▸ Aim of the exercise
Answer with one number: the count of lines in this material that hold the word "Clone".

▸ Records for the task

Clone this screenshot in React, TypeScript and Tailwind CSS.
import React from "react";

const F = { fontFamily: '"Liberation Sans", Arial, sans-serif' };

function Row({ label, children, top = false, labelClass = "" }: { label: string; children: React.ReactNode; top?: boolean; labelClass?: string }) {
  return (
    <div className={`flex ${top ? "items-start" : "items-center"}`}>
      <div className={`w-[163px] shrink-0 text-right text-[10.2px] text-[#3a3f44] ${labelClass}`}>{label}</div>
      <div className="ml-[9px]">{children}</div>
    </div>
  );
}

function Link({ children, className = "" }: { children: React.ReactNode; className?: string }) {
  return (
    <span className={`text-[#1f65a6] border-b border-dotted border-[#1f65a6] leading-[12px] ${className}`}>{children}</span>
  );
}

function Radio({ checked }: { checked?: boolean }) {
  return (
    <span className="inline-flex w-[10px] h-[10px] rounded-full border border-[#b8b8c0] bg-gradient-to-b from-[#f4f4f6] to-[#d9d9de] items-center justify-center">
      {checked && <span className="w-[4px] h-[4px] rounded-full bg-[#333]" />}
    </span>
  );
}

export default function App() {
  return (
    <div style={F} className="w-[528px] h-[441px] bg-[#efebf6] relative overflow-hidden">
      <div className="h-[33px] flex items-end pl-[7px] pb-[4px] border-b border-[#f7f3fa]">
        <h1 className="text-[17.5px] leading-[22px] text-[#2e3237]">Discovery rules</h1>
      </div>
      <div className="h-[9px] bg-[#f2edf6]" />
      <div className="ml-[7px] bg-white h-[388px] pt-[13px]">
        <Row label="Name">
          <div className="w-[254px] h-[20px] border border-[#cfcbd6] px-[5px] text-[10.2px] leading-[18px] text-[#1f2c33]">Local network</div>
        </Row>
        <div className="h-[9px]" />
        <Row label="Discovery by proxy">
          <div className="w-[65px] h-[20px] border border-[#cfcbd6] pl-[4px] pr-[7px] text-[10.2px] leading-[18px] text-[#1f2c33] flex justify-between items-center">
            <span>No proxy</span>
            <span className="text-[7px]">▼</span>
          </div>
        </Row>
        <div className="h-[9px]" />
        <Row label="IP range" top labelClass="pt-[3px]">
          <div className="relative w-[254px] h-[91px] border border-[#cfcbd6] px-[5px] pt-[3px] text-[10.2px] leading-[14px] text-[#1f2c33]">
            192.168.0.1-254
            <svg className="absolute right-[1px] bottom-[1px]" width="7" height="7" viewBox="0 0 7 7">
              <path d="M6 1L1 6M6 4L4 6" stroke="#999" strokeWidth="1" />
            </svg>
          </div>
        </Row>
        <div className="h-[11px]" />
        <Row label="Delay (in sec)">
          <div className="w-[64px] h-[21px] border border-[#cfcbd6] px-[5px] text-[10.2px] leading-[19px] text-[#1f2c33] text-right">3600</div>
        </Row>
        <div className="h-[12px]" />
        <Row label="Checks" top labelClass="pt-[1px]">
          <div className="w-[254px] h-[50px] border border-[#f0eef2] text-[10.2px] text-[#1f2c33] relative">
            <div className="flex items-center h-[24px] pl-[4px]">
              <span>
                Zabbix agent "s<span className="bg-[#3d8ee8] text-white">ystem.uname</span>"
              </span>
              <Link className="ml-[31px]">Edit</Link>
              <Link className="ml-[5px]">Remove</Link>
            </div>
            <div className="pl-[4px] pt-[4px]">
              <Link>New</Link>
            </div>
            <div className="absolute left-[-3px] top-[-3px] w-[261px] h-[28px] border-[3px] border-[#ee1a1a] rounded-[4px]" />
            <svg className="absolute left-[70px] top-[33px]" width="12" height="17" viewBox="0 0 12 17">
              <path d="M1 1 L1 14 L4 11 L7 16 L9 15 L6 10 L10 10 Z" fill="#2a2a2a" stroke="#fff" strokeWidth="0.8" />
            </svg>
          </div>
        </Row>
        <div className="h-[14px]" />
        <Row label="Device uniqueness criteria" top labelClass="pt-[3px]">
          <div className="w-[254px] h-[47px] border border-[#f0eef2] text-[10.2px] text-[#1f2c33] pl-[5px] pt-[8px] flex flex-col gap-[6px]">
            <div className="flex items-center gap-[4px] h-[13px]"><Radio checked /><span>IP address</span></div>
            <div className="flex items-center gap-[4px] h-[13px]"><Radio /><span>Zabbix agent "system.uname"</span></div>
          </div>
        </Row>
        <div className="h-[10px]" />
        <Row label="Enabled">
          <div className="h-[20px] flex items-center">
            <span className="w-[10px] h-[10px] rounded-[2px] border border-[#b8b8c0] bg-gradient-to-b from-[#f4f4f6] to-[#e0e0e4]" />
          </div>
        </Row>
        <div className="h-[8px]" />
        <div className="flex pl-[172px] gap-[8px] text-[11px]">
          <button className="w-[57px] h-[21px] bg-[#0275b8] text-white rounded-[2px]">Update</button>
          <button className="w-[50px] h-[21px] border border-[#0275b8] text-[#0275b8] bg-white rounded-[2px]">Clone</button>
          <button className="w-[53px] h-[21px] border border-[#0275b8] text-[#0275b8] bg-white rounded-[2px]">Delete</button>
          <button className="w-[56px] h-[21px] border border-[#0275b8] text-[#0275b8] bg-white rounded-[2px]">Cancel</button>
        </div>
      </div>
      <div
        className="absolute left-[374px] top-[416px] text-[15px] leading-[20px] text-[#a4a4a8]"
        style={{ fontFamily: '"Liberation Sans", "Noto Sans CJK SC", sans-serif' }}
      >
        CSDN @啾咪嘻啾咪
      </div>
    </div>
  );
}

...

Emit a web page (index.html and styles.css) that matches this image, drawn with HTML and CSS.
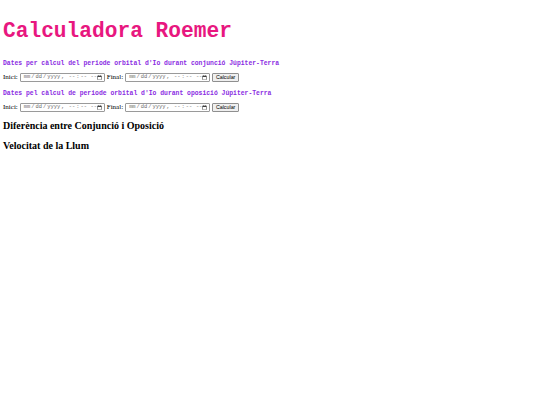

▸ Response to the task
2